Raw data:
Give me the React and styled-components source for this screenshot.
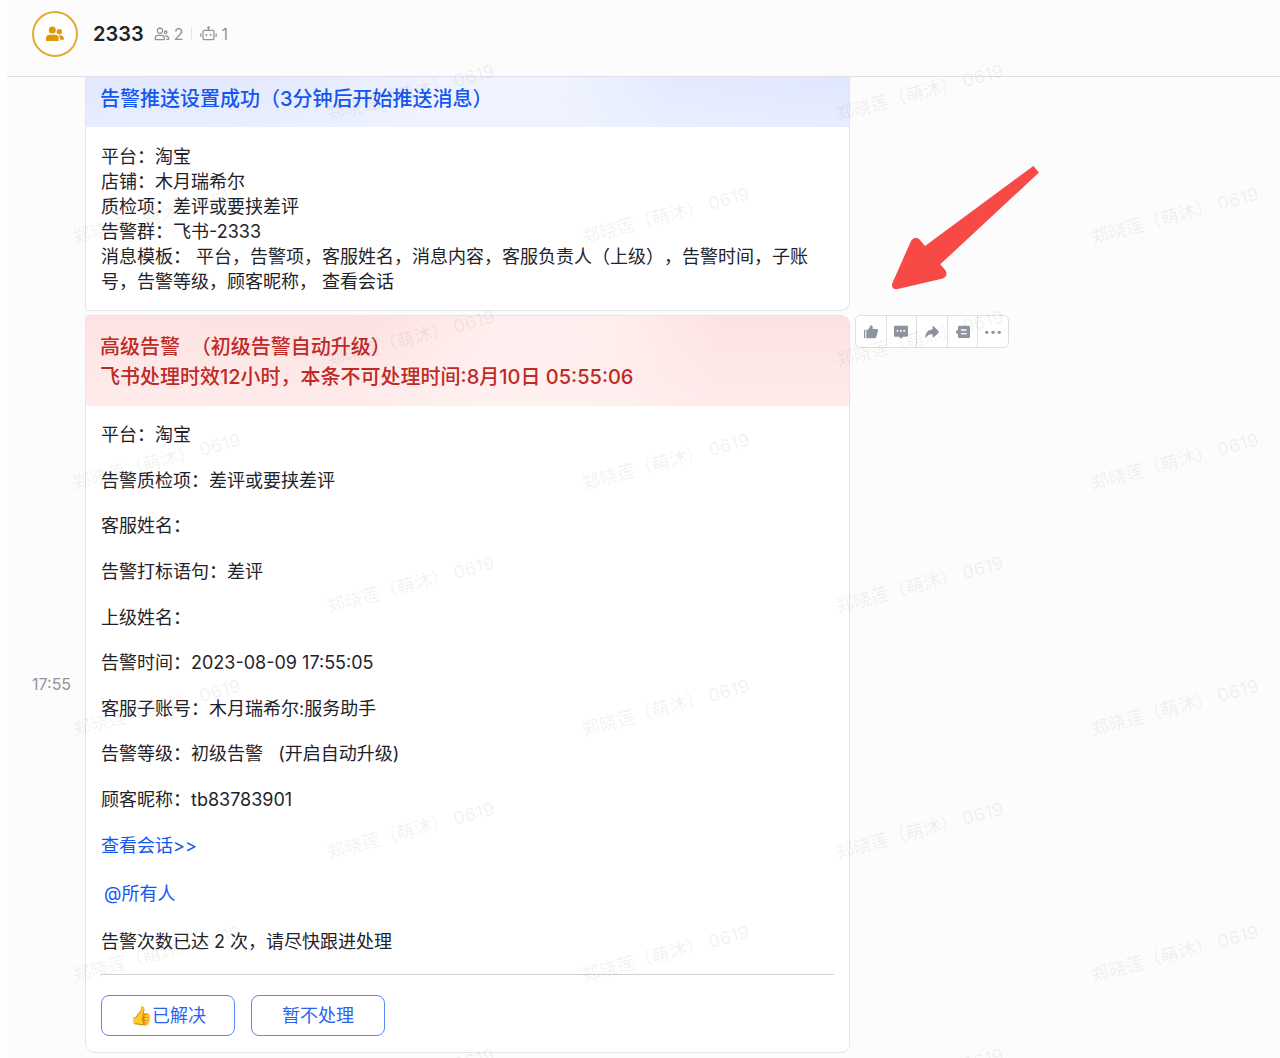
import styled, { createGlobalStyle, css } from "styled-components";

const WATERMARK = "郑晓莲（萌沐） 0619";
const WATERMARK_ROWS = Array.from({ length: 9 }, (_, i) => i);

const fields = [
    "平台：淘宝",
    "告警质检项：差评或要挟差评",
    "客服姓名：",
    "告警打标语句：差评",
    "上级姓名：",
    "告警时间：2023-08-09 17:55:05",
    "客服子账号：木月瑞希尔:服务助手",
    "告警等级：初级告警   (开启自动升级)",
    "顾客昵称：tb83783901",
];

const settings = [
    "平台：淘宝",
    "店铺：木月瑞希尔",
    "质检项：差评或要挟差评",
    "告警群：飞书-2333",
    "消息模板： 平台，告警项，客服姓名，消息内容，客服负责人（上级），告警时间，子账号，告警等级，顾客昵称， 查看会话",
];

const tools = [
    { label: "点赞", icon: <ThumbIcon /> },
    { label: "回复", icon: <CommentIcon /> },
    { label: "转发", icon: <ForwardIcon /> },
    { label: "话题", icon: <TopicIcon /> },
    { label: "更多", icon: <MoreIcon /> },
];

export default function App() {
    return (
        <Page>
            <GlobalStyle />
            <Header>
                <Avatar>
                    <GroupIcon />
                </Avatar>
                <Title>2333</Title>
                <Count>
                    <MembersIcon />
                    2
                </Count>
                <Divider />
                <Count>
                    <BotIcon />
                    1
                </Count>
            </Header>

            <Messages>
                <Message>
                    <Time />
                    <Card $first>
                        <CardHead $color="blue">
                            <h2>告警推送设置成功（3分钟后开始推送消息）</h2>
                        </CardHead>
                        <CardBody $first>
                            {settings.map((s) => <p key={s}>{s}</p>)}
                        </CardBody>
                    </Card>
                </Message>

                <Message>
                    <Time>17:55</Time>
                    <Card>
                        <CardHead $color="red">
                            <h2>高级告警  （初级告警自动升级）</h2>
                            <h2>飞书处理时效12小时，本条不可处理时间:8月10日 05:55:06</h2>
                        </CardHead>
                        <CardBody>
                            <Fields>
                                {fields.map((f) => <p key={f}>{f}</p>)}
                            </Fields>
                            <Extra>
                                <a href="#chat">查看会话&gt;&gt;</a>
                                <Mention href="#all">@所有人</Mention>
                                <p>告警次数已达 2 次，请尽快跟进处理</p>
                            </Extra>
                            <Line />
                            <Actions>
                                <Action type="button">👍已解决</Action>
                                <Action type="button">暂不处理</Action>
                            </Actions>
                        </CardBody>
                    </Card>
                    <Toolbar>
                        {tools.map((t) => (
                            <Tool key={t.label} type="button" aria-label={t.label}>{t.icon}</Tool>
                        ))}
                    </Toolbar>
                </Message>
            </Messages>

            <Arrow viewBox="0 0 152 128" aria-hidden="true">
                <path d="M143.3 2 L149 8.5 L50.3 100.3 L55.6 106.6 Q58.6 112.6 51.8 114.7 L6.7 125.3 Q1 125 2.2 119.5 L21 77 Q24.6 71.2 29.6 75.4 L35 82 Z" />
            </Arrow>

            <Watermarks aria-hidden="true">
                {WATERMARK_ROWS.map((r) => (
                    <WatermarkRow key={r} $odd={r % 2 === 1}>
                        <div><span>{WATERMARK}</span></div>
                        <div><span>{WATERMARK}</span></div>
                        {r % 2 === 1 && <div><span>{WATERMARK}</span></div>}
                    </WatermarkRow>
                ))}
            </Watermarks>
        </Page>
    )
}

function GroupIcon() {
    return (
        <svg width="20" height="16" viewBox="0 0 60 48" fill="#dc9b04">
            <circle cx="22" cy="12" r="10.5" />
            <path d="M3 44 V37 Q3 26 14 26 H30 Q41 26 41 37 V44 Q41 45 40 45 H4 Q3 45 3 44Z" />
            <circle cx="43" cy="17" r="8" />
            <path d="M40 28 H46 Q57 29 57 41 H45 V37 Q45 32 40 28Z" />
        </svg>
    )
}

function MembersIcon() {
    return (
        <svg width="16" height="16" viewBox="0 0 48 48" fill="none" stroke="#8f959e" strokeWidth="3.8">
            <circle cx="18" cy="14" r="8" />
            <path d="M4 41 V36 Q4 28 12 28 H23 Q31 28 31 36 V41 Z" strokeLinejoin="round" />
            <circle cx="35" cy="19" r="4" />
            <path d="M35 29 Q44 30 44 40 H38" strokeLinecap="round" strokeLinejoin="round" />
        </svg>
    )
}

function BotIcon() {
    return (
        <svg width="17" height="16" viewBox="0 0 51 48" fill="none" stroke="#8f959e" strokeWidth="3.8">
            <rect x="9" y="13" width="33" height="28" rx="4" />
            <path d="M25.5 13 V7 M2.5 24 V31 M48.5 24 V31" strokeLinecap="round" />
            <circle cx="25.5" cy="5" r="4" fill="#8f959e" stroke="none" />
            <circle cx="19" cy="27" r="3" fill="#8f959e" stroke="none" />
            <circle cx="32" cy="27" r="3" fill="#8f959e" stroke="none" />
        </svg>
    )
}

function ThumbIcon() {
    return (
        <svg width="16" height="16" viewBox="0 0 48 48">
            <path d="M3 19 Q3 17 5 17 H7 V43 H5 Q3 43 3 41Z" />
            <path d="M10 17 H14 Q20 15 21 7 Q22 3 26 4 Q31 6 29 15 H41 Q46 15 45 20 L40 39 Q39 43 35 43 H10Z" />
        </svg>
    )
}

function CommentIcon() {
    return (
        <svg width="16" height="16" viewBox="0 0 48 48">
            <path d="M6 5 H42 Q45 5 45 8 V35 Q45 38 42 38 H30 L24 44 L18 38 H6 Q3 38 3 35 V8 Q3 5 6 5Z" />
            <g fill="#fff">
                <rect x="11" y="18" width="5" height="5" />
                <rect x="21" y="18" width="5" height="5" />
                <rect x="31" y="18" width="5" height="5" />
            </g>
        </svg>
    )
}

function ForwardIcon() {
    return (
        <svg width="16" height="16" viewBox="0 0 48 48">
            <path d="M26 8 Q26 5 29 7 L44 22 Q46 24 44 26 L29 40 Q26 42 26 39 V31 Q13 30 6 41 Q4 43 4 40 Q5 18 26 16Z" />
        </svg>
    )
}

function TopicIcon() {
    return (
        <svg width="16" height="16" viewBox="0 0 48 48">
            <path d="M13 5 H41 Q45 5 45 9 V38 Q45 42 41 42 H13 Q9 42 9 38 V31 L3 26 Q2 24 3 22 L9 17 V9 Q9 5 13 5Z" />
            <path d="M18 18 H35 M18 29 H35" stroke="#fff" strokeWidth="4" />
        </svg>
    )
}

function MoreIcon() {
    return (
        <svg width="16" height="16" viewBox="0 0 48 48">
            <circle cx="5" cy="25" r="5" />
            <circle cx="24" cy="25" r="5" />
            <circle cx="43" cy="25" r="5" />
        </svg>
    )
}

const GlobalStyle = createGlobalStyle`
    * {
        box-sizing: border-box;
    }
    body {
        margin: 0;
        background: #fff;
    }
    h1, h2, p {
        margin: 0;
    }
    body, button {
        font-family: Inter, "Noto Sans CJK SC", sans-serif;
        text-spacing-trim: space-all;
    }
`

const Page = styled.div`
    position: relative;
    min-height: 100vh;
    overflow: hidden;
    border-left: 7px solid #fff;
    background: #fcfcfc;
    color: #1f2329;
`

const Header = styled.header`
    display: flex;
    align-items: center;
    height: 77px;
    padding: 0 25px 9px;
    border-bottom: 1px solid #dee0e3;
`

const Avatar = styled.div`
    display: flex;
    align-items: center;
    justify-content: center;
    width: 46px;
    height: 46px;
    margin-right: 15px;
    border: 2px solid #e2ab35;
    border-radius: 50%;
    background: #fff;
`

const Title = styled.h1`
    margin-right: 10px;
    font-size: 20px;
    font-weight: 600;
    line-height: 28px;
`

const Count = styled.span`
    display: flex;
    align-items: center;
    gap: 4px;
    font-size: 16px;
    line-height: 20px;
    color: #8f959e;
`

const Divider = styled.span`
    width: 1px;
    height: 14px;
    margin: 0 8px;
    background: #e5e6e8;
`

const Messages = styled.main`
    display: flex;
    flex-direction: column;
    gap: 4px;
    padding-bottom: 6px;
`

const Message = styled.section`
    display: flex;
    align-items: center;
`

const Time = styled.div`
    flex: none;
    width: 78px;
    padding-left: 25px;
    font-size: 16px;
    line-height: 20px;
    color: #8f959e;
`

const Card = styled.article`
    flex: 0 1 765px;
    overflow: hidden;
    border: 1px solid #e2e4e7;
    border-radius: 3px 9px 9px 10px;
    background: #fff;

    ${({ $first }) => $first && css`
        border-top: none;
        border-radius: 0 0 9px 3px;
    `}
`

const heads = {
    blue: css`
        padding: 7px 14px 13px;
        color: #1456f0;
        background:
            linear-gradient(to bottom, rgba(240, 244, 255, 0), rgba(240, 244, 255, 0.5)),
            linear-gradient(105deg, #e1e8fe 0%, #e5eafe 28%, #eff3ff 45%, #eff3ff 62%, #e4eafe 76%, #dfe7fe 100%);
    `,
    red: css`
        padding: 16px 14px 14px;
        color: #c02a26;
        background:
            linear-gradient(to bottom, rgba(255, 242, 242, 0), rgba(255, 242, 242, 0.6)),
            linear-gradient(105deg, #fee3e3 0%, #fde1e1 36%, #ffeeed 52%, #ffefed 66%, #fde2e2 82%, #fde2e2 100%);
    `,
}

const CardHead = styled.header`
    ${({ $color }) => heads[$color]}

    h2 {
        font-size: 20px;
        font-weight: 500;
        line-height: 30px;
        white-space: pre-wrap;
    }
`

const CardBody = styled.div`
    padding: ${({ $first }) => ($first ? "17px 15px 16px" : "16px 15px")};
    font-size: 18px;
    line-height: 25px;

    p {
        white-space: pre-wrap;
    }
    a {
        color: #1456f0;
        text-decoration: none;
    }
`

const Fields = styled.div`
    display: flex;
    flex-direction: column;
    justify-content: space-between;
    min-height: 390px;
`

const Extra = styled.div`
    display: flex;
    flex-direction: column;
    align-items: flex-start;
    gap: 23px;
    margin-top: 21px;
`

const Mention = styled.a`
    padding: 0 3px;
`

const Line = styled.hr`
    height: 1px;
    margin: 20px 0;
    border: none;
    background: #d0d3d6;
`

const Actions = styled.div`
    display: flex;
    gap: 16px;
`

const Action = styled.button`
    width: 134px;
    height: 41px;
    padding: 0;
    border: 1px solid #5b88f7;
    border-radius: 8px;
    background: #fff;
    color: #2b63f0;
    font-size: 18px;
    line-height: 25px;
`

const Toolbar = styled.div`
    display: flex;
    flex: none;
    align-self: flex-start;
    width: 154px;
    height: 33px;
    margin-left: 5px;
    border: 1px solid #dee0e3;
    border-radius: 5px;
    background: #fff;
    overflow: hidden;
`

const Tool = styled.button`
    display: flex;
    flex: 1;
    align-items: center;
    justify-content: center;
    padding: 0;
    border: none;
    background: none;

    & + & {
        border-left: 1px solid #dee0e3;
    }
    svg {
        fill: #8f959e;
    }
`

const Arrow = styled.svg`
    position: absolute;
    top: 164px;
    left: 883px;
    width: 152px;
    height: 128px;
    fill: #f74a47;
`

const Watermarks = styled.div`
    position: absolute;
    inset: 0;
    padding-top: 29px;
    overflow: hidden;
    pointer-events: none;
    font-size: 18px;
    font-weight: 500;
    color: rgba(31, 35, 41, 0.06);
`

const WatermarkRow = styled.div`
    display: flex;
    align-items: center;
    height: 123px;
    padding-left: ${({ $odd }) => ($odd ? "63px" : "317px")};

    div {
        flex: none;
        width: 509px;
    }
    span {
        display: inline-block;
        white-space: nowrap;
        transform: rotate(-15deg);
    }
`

Required work: Looking at the data above, show all lines where the word "components" occurs.

Solution for this exercise:
Give me the React and styled-components source for this screenshot.
import styled, { createGlobalStyle, css } from "styled-components";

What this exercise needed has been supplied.